You mentioned that parents should not leave receiving the sacrements up to the children. I agree that up until a certain age that the children should be brought along to mass to expose them and show them how you feel about your faith not only at home but in church. I am suggesting that when kids get into highschool that they are of an age to be able to make some decisions for themselves. I pointed out myself not wanting to go to church and pretty much being "forced" to go. This caused me later to resent going to church and to stop going. I just don't see how forcing someone to attend (note I said attend not participate because there were many times I attended and deffinately did NOT participate)- is going to help things. I believe that with many this will cause them to wind up resenting not only going to Mass but possibly even cause them to leave as soon as they leave the house or get out from under their parents "control".

You mentioned "sacrements" - perhaps I should begin another post but are you possibly suggesting that kids should be forced to participate not only in mass but also in confession (if so how - I think I well explained that you can't force a child to go to confession if he/she doesn't want to) - and what good would come from forcing a kid to go through confirmation? Is this not supposed to be the decision of the person to be confirmed? Would you really want your child confirmed either because you "said so" or becuse they felt obliged to or even because of the gifts/party they would get after being confirmed?
I know I was confirmed because it was something that was expected of me and something I just wanted to get out of the way - when I was told that I would have to change my middle name to the Saint I chose so I just used my middle name which I found there really was not Saint with my middle name! - Just using and example of what can happen when someone is coerced or forced into participating in Confirmation.
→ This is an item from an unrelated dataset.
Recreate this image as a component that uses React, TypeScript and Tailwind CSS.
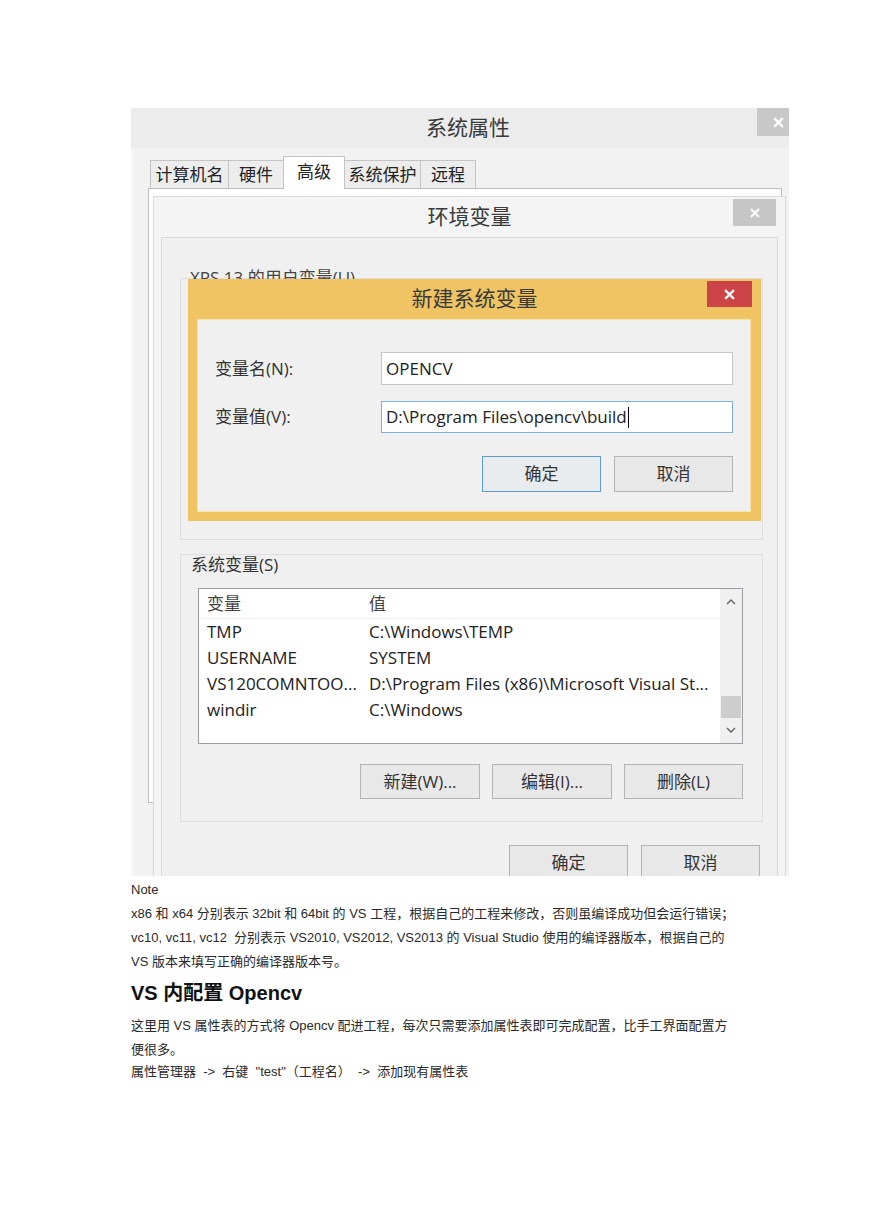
import React from 'react';

const ui = { fontFamily: '"Open Sans", "Noto Sans CJK SC", sans-serif' };
const doc = { fontFamily: '"Liberation Sans", "Noto Sans CJK SC", sans-serif' };

function CloseIcon({ size = 10 }: { size?: number }) {
  return (
    <svg width={size} height={size} viewBox="0 0 10 10" fill="none" stroke="white" strokeWidth={2}>
      <path d="M1 1l8 8M9 1l-8 8" />
    </svg>
  );
}

function WinButton({ label, width = 'w-[119px]', height = 'h-[34px]', focused = false }: { label: string; width?: string; height?: string; focused?: boolean }) {
  return (
    <div
      className={`${width} ${height} flex items-center justify-center text-[17px] text-[#333] border ${
        focused ? 'border-[#5d9bd6] bg-[#e9ecef]' : 'border-[#b4b4b4] bg-[#e8e8e8]'
      }`}
    >
      {label}
    </div>
  );
}

const tabs = [
  { label: '计算机名', w: 'w-[79px]' },
  { label: '硬件', w: 'w-[56px]' },
  { label: '高级', w: 'w-[62px]', active: true },
  { label: '系统保护', w: 'w-[77px]' },
  { label: '远程', w: 'w-[56px]' },
];

const rows = [
  ['TMP', 'C:\\Windows\\TEMP'],
  ['USERNAME', 'SYSTEM'],
  ['VS120COMNTOO...', 'D:\\Program Files (x86)\\Microsoft Visual St...'],
  ['windir', 'C:\\Windows'],
];

function NewVarDialog() {
  return (
    <div className="absolute left-[8px] top-[11px] w-[573px] h-[242px] bg-[#f0c462] flex flex-col">
      <div className="grid grid-cols-[54px_1fr_54px] h-[40px]">
        <div />
        <div className="flex items-center justify-center text-[21px] text-[#3a3a3a]">新建系统变量</div>
        <div className="pt-[2px]">
          <div className="w-[45px] h-[26px] bg-[#cc4448] flex items-center justify-center">
            <CloseIcon size={11} />
          </div>
        </div>
      </div>
      <div className="ml-[9px] mr-[10px] h-[193px] bg-[#f0f0f0] border border-[#f6e3b0] pl-[17px] pr-[17px] flex flex-col">
        <div className="mt-[32px] flex items-center">
          <div className="w-[166px] text-[17px] text-[#333]">变量名(N):</div>
          <div className="w-[352px] h-[33px] bg-white border border-[#c3c5ca] pl-[4px] flex items-center text-[17px] text-[#222]">
            OPENCV
          </div>
        </div>
        <div className="mt-[16px] flex items-center">
          <div className="w-[166px] text-[17px] text-[#333]">变量值(V):</div>
          <div className="w-[352px] h-[32px] bg-white border border-[#7fb0e2] pl-[4px] flex items-center text-[17px] text-[#222]">
            D:\Program Files\opencv\build
            <span className="inline-block w-px h-[21px] bg-black ml-px" />
          </div>
        </div>
        <div className="mt-[23px] flex justify-end gap-[13px]">
          <WinButton label="确定" height="h-[36px]" focused />
          <WinButton label="取消" height="h-[36px]" />
        </div>
      </div>
    </div>
  );
}

function VarList() {
  return (
    <div className="ml-[17px] mt-[13px] w-[545px] h-[156px] bg-white border border-[#9a9da3] flex">
      <div className="flex-1 flex flex-col">
        <div className="h-[30px] flex items-center border-b border-[#f1f1f1] text-[17px] text-[#444]">
          <div className="w-[162px] pl-[8px]">变量</div>
          <div className="pl-[8px]">值</div>
        </div>
        {rows.map(([k, v]) => (
          <div key={k} className="h-[26px] flex items-center text-[17px] text-[#222] whitespace-nowrap">
            <div className="w-[162px] pl-[8px]">{k}</div>
            <div className="pl-[8px]">{v}</div>
          </div>
        ))}
      </div>
      <div className="w-[22px] bg-[#f0f0f0] flex flex-col items-center">
        <div className="h-[26px] flex items-center justify-center">
          <svg width="10" height="6" viewBox="0 0 10 6" fill="none" stroke="#606060" strokeWidth={1.4}>
            <path d="M1 5l4-4 4 4" />
          </svg>
        </div>
        <div className="mt-[82px] w-[20px] h-[22px] bg-[#cdcdcd]" />
        <div className="mt-auto h-[26px] flex items-center justify-center">
          <svg width="10" height="6" viewBox="0 0 10 6" fill="none" stroke="#606060" strokeWidth={1.4}>
            <path d="M1 1l4 4 4-4" />
          </svg>
        </div>
      </div>
    </div>
  );
}

function EnvWindow() {
  return (
    <div className="absolute left-[22px] top-[88px] w-[633px] h-[720px] bg-[#f4f4f4] border border-[#dadada]">
      <div className="grid grid-cols-[52px_1fr_52px] h-[40px]">
        <div />
        <div className="flex items-center justify-center text-[21px] text-[#3a3a3a]">环境变量</div>
        <div className="pt-[2px]">
          <div className="w-[43px] h-[27px] bg-[#c6c6c6] flex items-center justify-center">
            <CloseIcon size={10} />
          </div>
        </div>
      </div>
      <div className="mx-[7px] h-[680px] bg-[#f0f0f0] border border-[#d8d8d8] pl-[18px] pr-[14px] pt-[30px]">
        <div className="relative h-[272px]">
          <div className="pl-[10px] h-[20px] leading-[20px] text-[17px] text-[#444]">XPS 13 的用户变量(U)</div>
          <div className="-mt-[10px] h-[262px] border border-[#dedede]" />
          <NewVarDialog />
        </div>
        <div className="mt-[14px] h-[268px] border border-[#dedede]">
          <div className="pl-[10px] h-[20px] leading-[20px] text-[17px] text-[#333]">系统变量(S)</div>
          <VarList />
          <div className="mt-[20px] flex justify-end gap-[12px] pr-[19px]">
            <WinButton label="新建(W)..." width="w-[120px]" height="h-[35px]" />
            <WinButton label="编辑(I)..." width="w-[120px]" height="h-[35px]" />
            <WinButton label="删除(L)" width="w-[119px]" height="h-[35px]" />
          </div>
        </div>
        <div className="mt-[23px] flex justify-end gap-[13px] pr-[3px]">
          <WinButton label="确定" height="h-[36px]" />
          <WinButton label="取消" height="h-[36px]" />
        </div>
      </div>
    </div>
  );
}

function Screenshot() {
  return (
    <div className="relative w-[658px] h-[768px] overflow-hidden bg-[#f0f0f0]" style={ui}>
      <div className="w-[674px]">
        <div className="grid grid-cols-[48px_1fr_48px] h-[40px] bg-[#ececec]">
          <div />
          <div className="flex items-center justify-center text-[21px] text-[#3a3a3a]">系统属性</div>
          <div className="w-[42px] h-[28px] bg-[#c8c8c8] flex items-center justify-center">
            <CloseIcon size={11} />
          </div>
        </div>
        <div className="bg-[#f2f2f2] h-[728px] pl-[14px] pt-[8px] border-l-[3px] border-[#f7f7f7]">
          <div className="ml-[2px] flex items-end h-[32px]">
            {tabs.map((t) => (
              <div
                key={t.label}
                className={`${t.w} -mr-px flex items-center justify-center border border-b-0 border-[#c4c4c4] text-[17px] text-[#222] ${
                  t.active ? 'h-[33px] bg-white relative z-10 -mb-px pb-[3px]' : 'h-[28px] bg-[#ededed]'
                }`}
              >
                {t.label}
              </div>
            ))}
          </div>
          <div className="w-[634px] h-[615px] bg-white border border-[#bdbdbd]" />
        </div>
      </div>
      <EnvWindow />
    </div>
  );
}

export default function App() {
  return (
    <div className="w-[869px] min-h-[1228px] bg-white pt-[108px] pl-[131px]">
      <Screenshot />
      <div className="pt-[2px] text-[13px] leading-[24px] text-[#2a2a2a] whitespace-pre" style={doc}>
        <div>Note</div>
        <div>x86 和 x64 分别表示 32bit 和 64bit 的 VS 工程，根据自己的工程来修改，否则虽编译成功但会运行错误；</div>
        <div>vc10, vc11, vc12  分别表示 VS2010, VS2012, VS2013 的 Visual Studio 使用的编译器版本，根据自己的</div>
        <div>VS 版本来填写正确的编译器版本号。</div>
        <h2 className="mt-[5px] text-[20px] leading-[28px] font-bold text-[#111]">VS 内配置 Opencv</h2>
        <div className="mt-[7px]">这里用 VS 属性表的方式将 Opencv 配进工程，每次只需要添加属性表即可完成配置，比手工界面配置方</div>
        <div>便很多。</div>
        <div className="-mt-[2px]">属性管理器  -&gt;  右键  "test"（工程名）  -&gt;  添加现有属性表</div>
      </div>
    </div>
  );
}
Until older, I can't think of any other sacrements that a kid could really participate in (Baptism I"m not even referring to because with Catholics it's done generally as infants) -
God Bless
Rye

0 Likes

#35

[quote="ryecroft, post:34, topic:181840"]
I should have been a bit more clear - what I was trying to get across was that if a kid doesn't want to go to mass then the kid is more than likely not going to want to go to confession or volunteer to go. A kid in this position could probably care less whether if he/she is forced to go he/she can receive Communion. Of course, you're completely correct that if a kid doesn't go to mass because he/she doesn't want to and for no other reason that this kid has committed a sin (obviously speaking about a child who is well over the age of reason) - that this child shouldn't place his/herself in line to reveice Communion. I guess part of my main point is that if a kid doesn't want to go to mass that making that child go is extremely unlikely to endear the idea of going to church to him/her.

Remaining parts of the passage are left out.